Friday, March 09, 2012

thief!

Almost twenty years ago, when I became a thief, I began by simply watching the patterns of the old man down the street. Every morning he rose early to tend his treasures. It was obvious he took great pride in this lifetime accumulation and he protected his wonders with everything he had.

A year or two passed and I noticed he was failing. Early risings were rare and though he still cared for his beauties, it was clear that all was not well in his world. Another year and his lovelies rose up in spring without any care. They were strong and hearty from 50 years of his love and attention, but they missed his nurturing hand.

The following spring the house went up for sale. It was empty. I know this because I skulked over there at 1:00 a.m. one Sunday and checked it out. My nighttime skulking began at the tender age of six, when my sister and I developed something we called the "cat prowl." To complete the prowl, which fast became a popular activity among our parochial school set, it was required that we sneak out the bedroom window late at night, scamper to the street then follow a route which took us past the back windows and through the gardens of a dozen of our neighbors. We were, essentially, school-age window peepers. We threw in a little moonlight dancing, a little fantasy among the hollyhocks and roses, but our greatest thrill was viewing our neighbors through their windows when they believed themselves unobserved.
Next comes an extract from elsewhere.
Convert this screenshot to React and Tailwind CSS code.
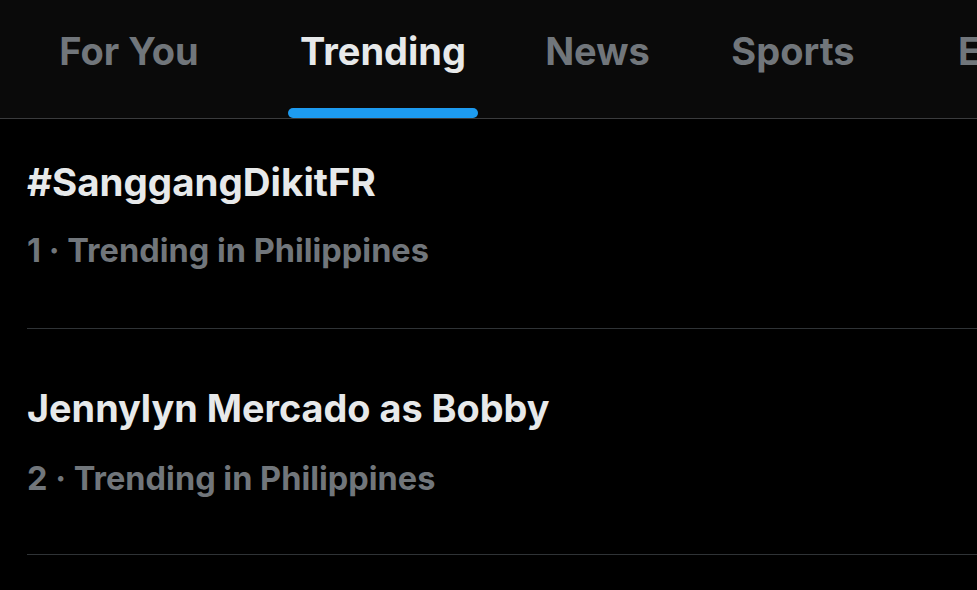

I have long known that a proper nighttime skulking outfit is entirely black, with black shoes, black hat, black black black. So I crept about my neighbor's home, attired in the proper garments, and I observed his cherished babies where they slept. A rescue was clearly in order.

It was my first plant theft conducted at midnight with fast-beating heart and an utter terror of being caught. I liberated six huge clumps of those lush, 50-year-old peonies, each root bundle as large as a bushel basket, and I planted them in my very own back garden where they have bloomed ever since.

How fortunate, because the entire 50 x 12 foot bed so lovingly tended by that sweet old man for his entire adult life was subsequently plowed up and planted with boxwood and (shudder) red-tipped photinia. How utterly mundane and how sad. The following spring, I noticed a number of the ruby-red slender arms of the ancient peonies breaking through the soil. I was heartbroken to see the new homeowner whacking at them with a weedeater. Another spring and they no longer even tried.

I wonder whether they sleep still beneath the soil in that spot, so long a nourishing home for their immense and tangled roots. Are they waiting down there for someone to love them properly? to appreciate their rich beauty, their immensely heavy softly colored heads perfuming the air for half a block?

It was the first theft, not the last. Subsequent thefts were more brazen: houses up for sale and empty. Once the sold sign went up, off I went at midnight (properly dressed, of course), spade in hand. I liberated ancient peonies, Madonna lilies, phlox, iris, roses. I eventually took to liberating ancient moss-encrusted birdbaths from houses near the airport slated for demolition. I found old troughs, bird feeders, great moss-covered stones. I was a full-fledged garden thief and unashamed.

My favorite liberation was accomplished at sunrise just before a bulldozer cleared a path for a new driveway in a house just a mile from my little cottage. Milk and wine crinum lilies, those rare old southern heirlooms, were freed from the rock hard soil as the impatient driver raced his engine and bellowed at me to get out of his way.

The result stands sentry at the start of my south garden path and the scent is intoxicating. Their heads rise up at dusk to invite pollination (don't we all rise up at dusk to invite "pollination?") and they release the richest perfume. Magnificent. Addictive. Stolen.